Quando finalmente cheguei à universidade decidi que tinha de mudar esta postura perante os estudos e apliquei-me o máximo que pude, especialmente à programação, e dou grande parte dessa entrega ao professor Rui Neves Madeira que na primeira aula disse algo como “estudem porque se não perceberem no início vai ser muito difícil recuperarem mais tarde”.

E assim o fiz. Programava praticamente todos os dias, incluindo fins-de-semana, fazia projetos aqui ali acolá, lembro-me de férias que passava a inventar projetos, mas que infelizmente nunca os acabava. Tinha sempre a tusa de fazer a parte mais difícil e o resto parecia-me simples demais. Lembro-me que na altura o projeto que avancei mais foi um gestor de filmes (porque tinha imensos em casa) usando a API do IMDB para me puxar a informação consoante o nome do filme. Coisa simples, mas que para quem estava a aprender era engraçado e extremamente motivante.

Apaixonei-me por programação, tornou-se uma companhia, e principalmente um motivo de orgulho pois sentia que era bem sucedido em algo que também era matéria, e o entusiasmo que tinha em receber projetos era notável porque o maior gozo que me dava era sair da aula na qual tinham dado os requisitos do projeto e ficava a analisar, na minha cabeça já tinha mais ou menos o projeto estruturado e ia para casar começar a trabalhar.

Na altura chegava a fazer quase noitadas a trabalhar nos projetos, que fazia juntamente com o meu melhor amigo, só que eu era demasiado rápido e grande parte das vezes já o projeto ia num estado mais avançado e ele sentia a frustração de não conseguir acompanhar. Foi uma conversa dura na altura, mas senti que precisava de abrandar um pouco o ritmo para também ele poder acompanhar e fazer dos projetos. Eu não era melhor do que ele por ser mais rápido, não era mais do que ele por ter um entusiasmo maior em ter a gula de querer planear o projeto mal saía da aula, eu era meramente mais impulsivo pois faz parte de quem sou.

Ele era um aluno brilhante, tirava notas muito altas, e felizmente complementávamo-nos muito bem pois ele era superorganizado, coisa que eu nunca fui, era muito bom com documentação, coisa para a qual eu era péssimo e deixava sempre para a última, e acima de tudo ele tinha paciência para testar as aplicações. Portanto após a conversa, comecei por abordar o tema de como conseguir coordenar a minha impulsividade com o seu passo mais organizado, e pouco a pouco fomos ganhando um ritmo de projeto que permitia haver a sua participação, e também me permitia não roubar a sensação de que eu queria fazer tudo sozinho, enquanto também me ia permitindo ter mais tempo para as outras cadeiras.
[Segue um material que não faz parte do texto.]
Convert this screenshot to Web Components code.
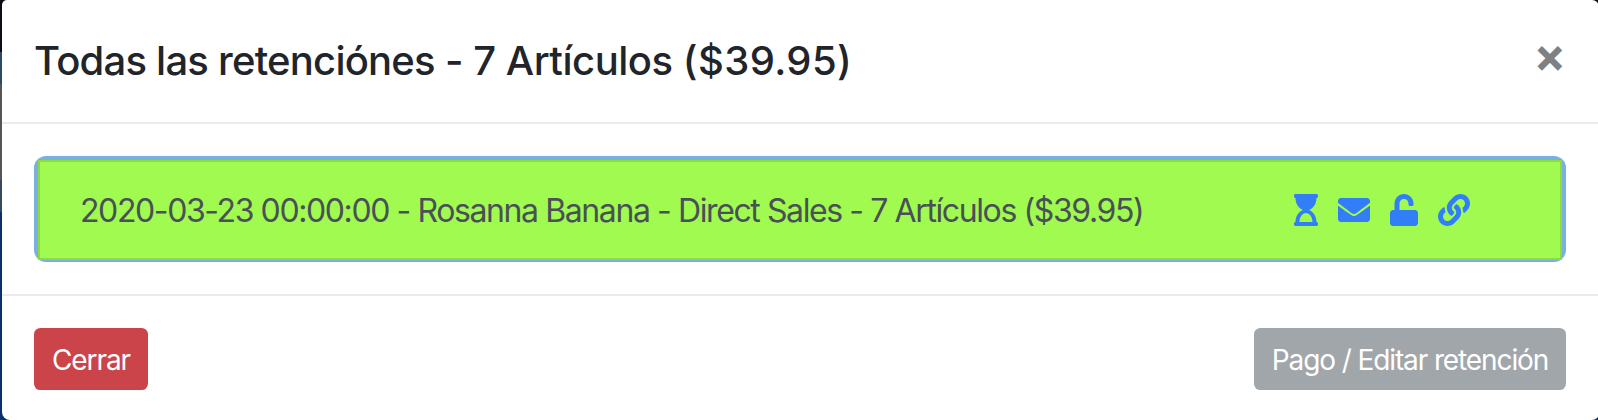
<!DOCTYPE html>
<html lang="es"><head><meta charset="utf-8"><title>Retenciones</title>
<style>
html,body{margin:0;height:420px;overflow:hidden}
body{font-family:Inter,"Liberation Sans",sans-serif;background:linear-gradient(#0c0c14 0 52px,#2d4a63 52px 84px,#555 84px 180px,#34495c 180px 212px,#0b3069 212px)}
.words{letter-spacing:-0.78px}
.amount{letter-spacing:0.4px}
</style></head><body>
<hold-modal>
<modal-title slot="title"><span class="words">Todas las retenciónes</span> - 7 Artículos <span class="amount">($39.95)</span></modal-title>
<close-button slot="title"></close-button>
<hold-item>2020-03-23 00:00:00 - Rosanna Banana - Direct Sales - 7 Artículos ($39.95)
<fa-icon slot="icons" name="hourglass"></fa-icon><fa-icon slot="icons" name="envelope"></fa-icon><fa-icon slot="icons" name="unlock"></fa-icon><fa-icon slot="icons" name="link"></fa-icon></hold-item>
<action-button slot="footer" style="--bg:#cb444a;--w:114px;--ls:-1.1px">Cerrar</action-button>
<action-button slot="footer" style="--bg:#a1a6aa;--w:312px;--ls:-1.11px">Pago / Editar retención</action-button>
</hold-modal>
<script>
const define=(name,html)=>customElements.define(name,class extends HTMLElement{
  constructor(){super();this.attachShadow({mode:'open'}).innerHTML=html;}
});
define('hold-modal',`<style>
:host{display:block;box-sizing:border-box;margin-left:2px;width:1597px;height:420px;background:#fff;border-radius:5px 7px 7px 8px}
header,footer{display:flex;justify-content:space-between;box-sizing:border-box;padding:0 33px 0 32px}
header{height:124px;border-bottom:2px solid #ebebef;align-items:center}
main{padding:32px 33px 32px 32px}
footer{height:126px;border-top:2px solid #ebebef;padding-top:32px;align-items:flex-start}
</style><header><slot name="title"></slot></header><main><slot></slot></main><footer><slot name="footer"></slot></footer>`);
define('modal-title',`<style>:host{display:block;font-size:40px;line-height:60px;font-weight:500;color:#212529;letter-spacing:-0.48px;white-space:nowrap;padding-bottom:1px}</style><slot></slot>`);
define('close-button',`<style>:host{display:block;font-size:48px;line-height:48px;font-weight:700;color:#808080;padding-bottom:12px}</style><span>×</span>`);
define('hold-item',`<style>
:host{display:block;box-sizing:border-box;height:106px;padding:4px 4px 2px;background:#7ab0e0;border-radius:12px}
.row{display:flex;align-items:center;box-sizing:border-box;height:100px;border:2px solid #8bdb45;background:#a0fa4f;padding:0 90px 0 40px;justify-content:space-between}
.text{font-size:32px;line-height:48px;color:#495057;letter-spacing:-1.4px;white-space:nowrap;padding-top:2px}
.icons{display:flex;gap:20px;align-items:center}
</style><div class="row"><div class="text"><slot></slot></div><div class="icons"><slot name="icons"></slot></div></div>`);
define('action-button',`<style>:host{display:block;box-sizing:border-box;width:var(--w);height:62px;border-radius:6.4px;background:var(--bg);color:#fff;font-size:28px;line-height:62px;padding-top:1px;text-align:center;letter-spacing:var(--ls);white-space:nowrap}</style><slot></slot>`);
const icons={
hourglass:[384,'M360 0H24C10.745 0 0 10.745 0 24v16c0 13.255 10.745 24 24 24 0 90.965 51.016 167.734 120.842 192C75.016 280.266 24 357.035 24 448c-13.255 0-24 10.745-24 24v16c0 13.255 10.745 24 24 24h336c13.255 0 24-10.745 24-24v-16c0-13.255-10.745-24-24-24 0-90.965-51.016-167.734-120.842-192C308.984 231.734 360 154.965 360 64c13.255 0 24-10.745 24-24V24c0-13.255-10.745-24-24-24zm-64 448H88c0-77.458 46.204-144 104-144 57.786 0 104 66.517 104 144z'],
envelope:[512,'M502.3 190.8c3.9-3.1 9.7-.2 9.7 4.7V400c0 26.5-21.5 48-48 48H48c-26.5 0-48-21.5-48-48V195.6c0-5 5.7-7.8 9.7-4.7 22.4 17.4 52.1 39.5 154.1 113.6 21.1 15.4 56.7 47.8 92.2 47.6 35.7.3 72-32.8 92.3-47.6 102-74.1 131.6-96.3 154-113.7zM256 320c23.2.4 56.6-29.2 73.4-41.4 132.7-96.3 142.8-104.7 173.4-128.7 5.8-4.5 9.2-11.5 9.2-18.9v-19c0-26.5-21.5-48-48-48H48c-26.5 0-48 21.5-48 48v19c0 7.4 3.4 14.3 9.2 18.9 30.6 23.9 40.7 32.4 173.4 128.7 16.8 12.2 50.2 41.8 73.4 41.4z'],
unlock:[448,'M400 256H152V152.9c0-39.6 31.7-72.5 71.3-72.9 40-.4 72.7 32.1 72.7 72v16c0 13.3 10.7 24 24 24h32c13.3 0 24-10.7 24-24v-16C376 68 307.5-.3 223.5 0 139.5.3 72 69.5 72 153.5V256H48c-26.5 0-48 21.5-48 48v160c0 26.5 21.5 48 48 48h352c26.5 0 48-21.5 48-48V304c0-26.5-21.5-48-48-48z'],
link:[512,'M326.612 185.391c59.747 59.809 58.927 155.698.36 214.59-.11.12-.24.25-.36.37l-67.2 67.2c-59.27 59.27-155.699 59.262-214.96 0-59.27-59.26-59.27-155.7 0-214.96l37.106-37.106c9.84-9.84 26.786-3.3 27.294 10.606.648 17.722 3.826 35.527 9.69 52.721 1.986 5.822.567 12.262-3.783 16.612l-13.087 13.087c-28.026 28.026-28.905 73.66-1.155 101.96 28.024 28.579 74.086 28.749 102.325.51l67.2-67.19c28.191-28.191 28.073-73.757 0-101.83-3.701-3.694-7.429-6.564-10.341-8.569a16.037 16.037 0 0 1-6.947-12.606c-.396-10.567 3.348-21.456 11.698-29.806l21.054-21.055c5.521-5.521 14.182-6.199 20.584-1.731a152.482 152.482 0 0 1 20.522 17.197zM467.547 44.449c-59.261-59.262-155.69-59.27-214.96 0l-67.2 67.2c-.12.12-.25.25-.36.37-58.566 58.892-59.387 154.781.36 214.59a152.454 152.454 0 0 0 20.521 17.196c6.402 4.468 15.064 3.789 20.584-1.731l21.054-21.055c8.35-8.35 12.094-19.239 11.698-29.806a16.037 16.037 0 0 0-6.947-12.606c-2.912-2.005-6.64-4.875-10.341-8.569-28.073-28.073-28.191-73.639 0-101.83l67.2-67.19c28.239-28.239 74.3-28.069 102.325.51 27.75 28.3 26.872 73.934-1.155 101.96l-13.087 13.087c-4.35 4.35-5.769 10.79-3.783 16.612 5.864 17.194 9.042 34.999 9.69 52.721.509 13.906 17.454 20.446 27.294 10.606l37.106-37.106c59.271-59.259 59.271-155.699.001-214.959z']};
customElements.define('fa-icon',class extends HTMLElement{
  connectedCallback(){
    const [w,d]=icons[this.getAttribute('name')];
    this.attachShadow({mode:'open'}).innerHTML=`<style>:host{display:block;height:32px;color:#327df8}svg{display:block}</style><svg width="${w/16}" height="32" viewBox="0 0 ${w} 512"><path fill="currentColor" d="${d}"/></svg>`;
  }
});
</script></body></html>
Quando entrei no mundo de trabalho o cenário mudou. Eram pessoas com personalidades muito diferentes, uns com mais ganância de conhecimento e com a mentalidade de “ninguém pode saber mais do que eu”, outros sem tempo, outros sem vontade sequer de qualquer tipo de comunicação, e outros que ensinavam, mas tinham o nariz tão empinado que pareciam que andavam no ginásio a fazer agachamentos às narinas. Para mim isso foi um choque.

Saí da universidade com consciência de que era uma pessoa muito apaixonada pela área, disposto a aprender qualquer linguagem, qualquer metodologia, fosse o que fosse, porque tinha, felizmente, consciência de que eu era um rebento ali no meio de malta que tinha algo que eu não tinha: experiência profissional. Porque sejamos sinceros, na universidade somos todos o Thor, mas como funciona pensamos que somos os maiores! Podemos ir descansar e começar a pensar em passar a noite com a Mia Khalifa…

Ao longo dos anos tanto fui mestre como aprendiz, e dou valor a mim próprio de nunca ter tido a postura de “eu sei mais do que tu” dando azo a que mostrasse uma postura arrogante que afastasse quem quisesse ensinar. Estive lado a lado com colegas com bastante mais experiência do que eu e como era mais forte em quick-fixes então vinham ter comigo para lhes safar algum bug urgente, mas quando se tratava de arquitetura muita vez tinha eu de recorrer à sua sabedoria.

Ainda me recordo dos tempos em que trabalhava com SQL, e eu era honestamente um macaco da programação, e muitas das vezes pedia code reviews a certos colegas que sabia que percebiam muito mais do assunto do que eu, e até cheguei a programar lado-a-lado com 2 dos meus chefes que só se riam com o meu SQL mas depois me felicitavam pelo C#, então havia ali um certo ying yang onde tanto me desmotivava por ser mau numas coisas como sendo melhor noutras.